Problem statement: Extract all lines from the data beneath that include the word "TypeScript".

Input data:
╔══
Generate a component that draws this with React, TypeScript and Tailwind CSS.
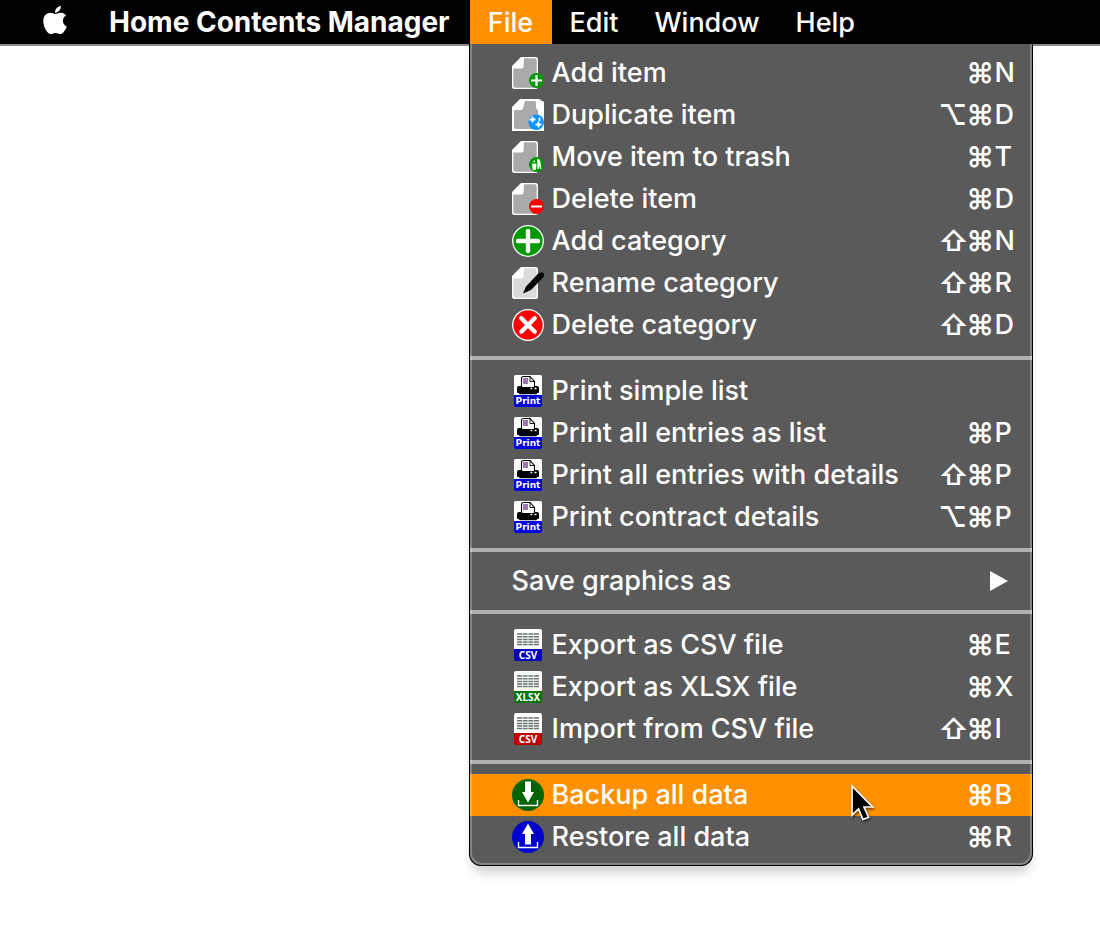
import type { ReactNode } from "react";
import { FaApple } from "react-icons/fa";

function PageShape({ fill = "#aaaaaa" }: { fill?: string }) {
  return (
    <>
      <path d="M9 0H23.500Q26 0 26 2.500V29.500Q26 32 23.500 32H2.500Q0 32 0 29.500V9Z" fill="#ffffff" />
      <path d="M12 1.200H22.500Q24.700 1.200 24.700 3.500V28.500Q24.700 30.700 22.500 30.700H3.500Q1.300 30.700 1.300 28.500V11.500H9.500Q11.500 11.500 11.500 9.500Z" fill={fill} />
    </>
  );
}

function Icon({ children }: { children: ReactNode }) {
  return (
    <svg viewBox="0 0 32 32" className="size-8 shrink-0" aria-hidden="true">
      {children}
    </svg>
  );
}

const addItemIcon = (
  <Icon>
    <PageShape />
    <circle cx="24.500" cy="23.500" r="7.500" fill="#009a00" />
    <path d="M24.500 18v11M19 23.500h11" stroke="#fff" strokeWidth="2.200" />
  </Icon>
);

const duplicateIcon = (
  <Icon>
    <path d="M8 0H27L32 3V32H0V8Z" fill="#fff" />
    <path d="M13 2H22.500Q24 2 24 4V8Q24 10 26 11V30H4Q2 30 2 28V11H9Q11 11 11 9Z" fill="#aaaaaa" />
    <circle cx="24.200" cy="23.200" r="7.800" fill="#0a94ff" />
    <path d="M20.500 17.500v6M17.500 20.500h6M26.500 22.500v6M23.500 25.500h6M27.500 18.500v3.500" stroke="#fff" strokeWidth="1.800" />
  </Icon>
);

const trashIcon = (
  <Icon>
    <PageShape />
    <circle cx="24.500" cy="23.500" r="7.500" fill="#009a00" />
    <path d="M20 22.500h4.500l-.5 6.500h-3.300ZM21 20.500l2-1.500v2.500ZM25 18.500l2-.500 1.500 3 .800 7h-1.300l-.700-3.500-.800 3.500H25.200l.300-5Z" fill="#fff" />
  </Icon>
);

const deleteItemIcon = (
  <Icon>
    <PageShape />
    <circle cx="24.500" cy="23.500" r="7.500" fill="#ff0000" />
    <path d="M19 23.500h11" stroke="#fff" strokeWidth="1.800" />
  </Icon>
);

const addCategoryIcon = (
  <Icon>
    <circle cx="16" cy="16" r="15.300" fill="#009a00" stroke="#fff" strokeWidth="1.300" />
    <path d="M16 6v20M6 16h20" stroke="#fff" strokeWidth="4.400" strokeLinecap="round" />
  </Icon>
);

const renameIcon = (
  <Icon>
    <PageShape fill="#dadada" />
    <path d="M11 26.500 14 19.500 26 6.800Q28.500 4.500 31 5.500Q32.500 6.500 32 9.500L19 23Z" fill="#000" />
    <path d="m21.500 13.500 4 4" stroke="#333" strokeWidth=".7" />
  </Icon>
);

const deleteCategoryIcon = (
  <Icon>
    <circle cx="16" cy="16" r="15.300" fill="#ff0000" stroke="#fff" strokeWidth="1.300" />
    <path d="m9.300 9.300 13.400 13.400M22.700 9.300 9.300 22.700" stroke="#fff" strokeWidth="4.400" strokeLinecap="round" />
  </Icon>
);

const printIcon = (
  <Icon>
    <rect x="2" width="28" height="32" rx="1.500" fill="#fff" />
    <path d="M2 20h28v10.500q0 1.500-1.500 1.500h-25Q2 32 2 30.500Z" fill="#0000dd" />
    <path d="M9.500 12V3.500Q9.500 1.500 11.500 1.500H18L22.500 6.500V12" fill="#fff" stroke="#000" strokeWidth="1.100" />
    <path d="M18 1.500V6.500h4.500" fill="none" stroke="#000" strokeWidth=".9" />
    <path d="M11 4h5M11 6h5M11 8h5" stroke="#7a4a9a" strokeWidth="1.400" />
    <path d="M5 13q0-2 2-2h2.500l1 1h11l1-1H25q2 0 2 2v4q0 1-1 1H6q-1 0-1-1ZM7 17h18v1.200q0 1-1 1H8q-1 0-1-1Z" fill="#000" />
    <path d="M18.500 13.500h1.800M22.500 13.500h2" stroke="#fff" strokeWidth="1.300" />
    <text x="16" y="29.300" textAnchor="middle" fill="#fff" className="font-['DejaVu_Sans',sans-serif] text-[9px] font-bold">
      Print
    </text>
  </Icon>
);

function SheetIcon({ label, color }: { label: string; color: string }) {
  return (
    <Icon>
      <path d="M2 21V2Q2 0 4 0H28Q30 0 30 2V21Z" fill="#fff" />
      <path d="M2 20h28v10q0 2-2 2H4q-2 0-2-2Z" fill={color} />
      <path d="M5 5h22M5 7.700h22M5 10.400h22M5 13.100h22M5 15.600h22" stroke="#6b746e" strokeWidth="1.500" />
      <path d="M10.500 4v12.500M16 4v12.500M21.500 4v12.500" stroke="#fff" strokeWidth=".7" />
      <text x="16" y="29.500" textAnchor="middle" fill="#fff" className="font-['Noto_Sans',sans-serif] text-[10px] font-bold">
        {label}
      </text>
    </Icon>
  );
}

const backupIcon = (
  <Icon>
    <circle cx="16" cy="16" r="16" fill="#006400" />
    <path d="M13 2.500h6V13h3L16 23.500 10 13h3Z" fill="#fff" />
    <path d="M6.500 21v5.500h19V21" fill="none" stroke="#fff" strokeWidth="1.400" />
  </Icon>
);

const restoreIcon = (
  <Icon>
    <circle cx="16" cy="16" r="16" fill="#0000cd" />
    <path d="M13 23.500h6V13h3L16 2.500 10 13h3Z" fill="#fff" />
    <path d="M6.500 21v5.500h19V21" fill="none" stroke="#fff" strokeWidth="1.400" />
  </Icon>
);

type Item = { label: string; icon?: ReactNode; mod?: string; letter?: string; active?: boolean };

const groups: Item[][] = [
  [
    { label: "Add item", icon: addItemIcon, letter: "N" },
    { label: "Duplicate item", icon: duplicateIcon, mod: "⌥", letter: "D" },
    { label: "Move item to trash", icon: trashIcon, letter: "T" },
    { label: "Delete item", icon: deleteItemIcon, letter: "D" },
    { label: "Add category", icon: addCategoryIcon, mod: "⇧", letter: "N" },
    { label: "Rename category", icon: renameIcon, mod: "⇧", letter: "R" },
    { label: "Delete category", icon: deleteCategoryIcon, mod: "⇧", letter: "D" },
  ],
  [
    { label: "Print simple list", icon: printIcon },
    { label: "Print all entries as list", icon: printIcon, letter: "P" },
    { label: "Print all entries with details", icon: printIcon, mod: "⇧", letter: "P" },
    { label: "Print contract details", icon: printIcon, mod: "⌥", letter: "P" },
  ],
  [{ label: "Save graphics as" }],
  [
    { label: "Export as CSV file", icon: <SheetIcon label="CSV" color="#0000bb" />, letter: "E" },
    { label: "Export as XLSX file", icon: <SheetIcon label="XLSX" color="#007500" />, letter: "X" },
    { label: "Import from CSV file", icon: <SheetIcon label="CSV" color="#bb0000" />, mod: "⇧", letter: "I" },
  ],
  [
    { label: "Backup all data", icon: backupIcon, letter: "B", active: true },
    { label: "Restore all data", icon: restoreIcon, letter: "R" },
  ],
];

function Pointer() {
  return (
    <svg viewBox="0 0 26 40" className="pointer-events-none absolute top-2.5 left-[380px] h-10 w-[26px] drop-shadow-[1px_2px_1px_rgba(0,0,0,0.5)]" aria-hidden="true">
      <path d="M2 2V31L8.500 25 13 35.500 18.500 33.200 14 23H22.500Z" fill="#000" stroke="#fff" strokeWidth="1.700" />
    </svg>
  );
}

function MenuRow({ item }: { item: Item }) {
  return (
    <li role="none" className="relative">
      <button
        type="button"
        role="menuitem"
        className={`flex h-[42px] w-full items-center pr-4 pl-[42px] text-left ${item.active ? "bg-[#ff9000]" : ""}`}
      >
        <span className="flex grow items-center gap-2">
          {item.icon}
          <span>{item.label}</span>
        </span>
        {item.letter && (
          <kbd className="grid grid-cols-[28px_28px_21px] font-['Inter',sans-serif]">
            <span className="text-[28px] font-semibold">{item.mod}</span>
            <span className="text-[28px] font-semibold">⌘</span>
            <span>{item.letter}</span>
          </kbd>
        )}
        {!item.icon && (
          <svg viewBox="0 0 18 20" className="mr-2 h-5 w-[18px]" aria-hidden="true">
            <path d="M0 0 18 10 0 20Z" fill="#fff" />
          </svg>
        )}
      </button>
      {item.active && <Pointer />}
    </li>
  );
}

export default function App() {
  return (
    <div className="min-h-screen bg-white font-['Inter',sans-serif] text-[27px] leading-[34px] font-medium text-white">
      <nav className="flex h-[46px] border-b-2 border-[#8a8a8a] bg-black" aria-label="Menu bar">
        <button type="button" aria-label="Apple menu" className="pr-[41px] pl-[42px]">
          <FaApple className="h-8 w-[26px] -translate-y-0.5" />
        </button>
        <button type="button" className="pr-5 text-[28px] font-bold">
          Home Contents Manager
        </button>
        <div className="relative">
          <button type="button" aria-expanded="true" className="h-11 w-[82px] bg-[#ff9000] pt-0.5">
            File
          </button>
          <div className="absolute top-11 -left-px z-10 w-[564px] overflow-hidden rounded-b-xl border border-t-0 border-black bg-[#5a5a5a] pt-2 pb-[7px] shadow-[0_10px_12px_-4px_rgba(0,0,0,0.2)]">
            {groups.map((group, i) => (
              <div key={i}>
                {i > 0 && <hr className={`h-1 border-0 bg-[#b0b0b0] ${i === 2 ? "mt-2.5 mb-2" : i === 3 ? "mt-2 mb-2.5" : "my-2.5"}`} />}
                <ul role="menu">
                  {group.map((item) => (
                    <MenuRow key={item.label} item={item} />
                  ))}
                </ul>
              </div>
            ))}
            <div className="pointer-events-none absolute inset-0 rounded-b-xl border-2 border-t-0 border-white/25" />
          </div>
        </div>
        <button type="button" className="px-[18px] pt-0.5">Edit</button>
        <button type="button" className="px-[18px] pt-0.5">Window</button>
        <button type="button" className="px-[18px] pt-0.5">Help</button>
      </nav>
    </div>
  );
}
╚══
╔══
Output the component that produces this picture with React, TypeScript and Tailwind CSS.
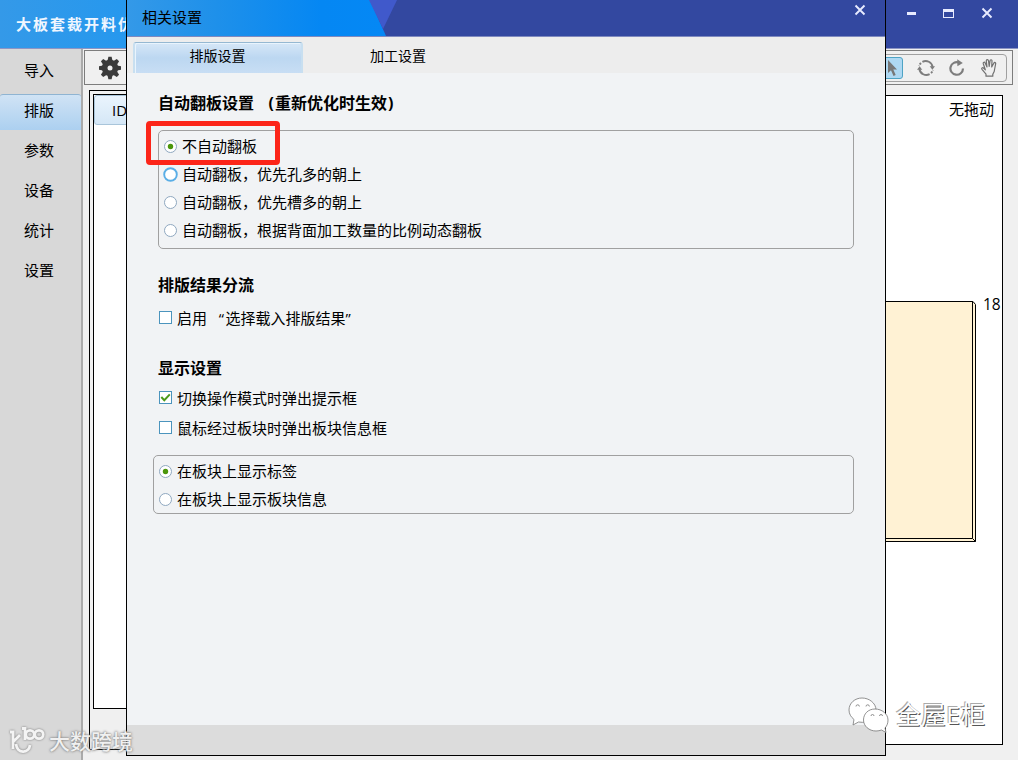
╚══
Answer in full:
Generate a component that draws this with React, TypeScript and Tailwind CSS.
Output the component that produces this picture with React, TypeScript and Tailwind CSS.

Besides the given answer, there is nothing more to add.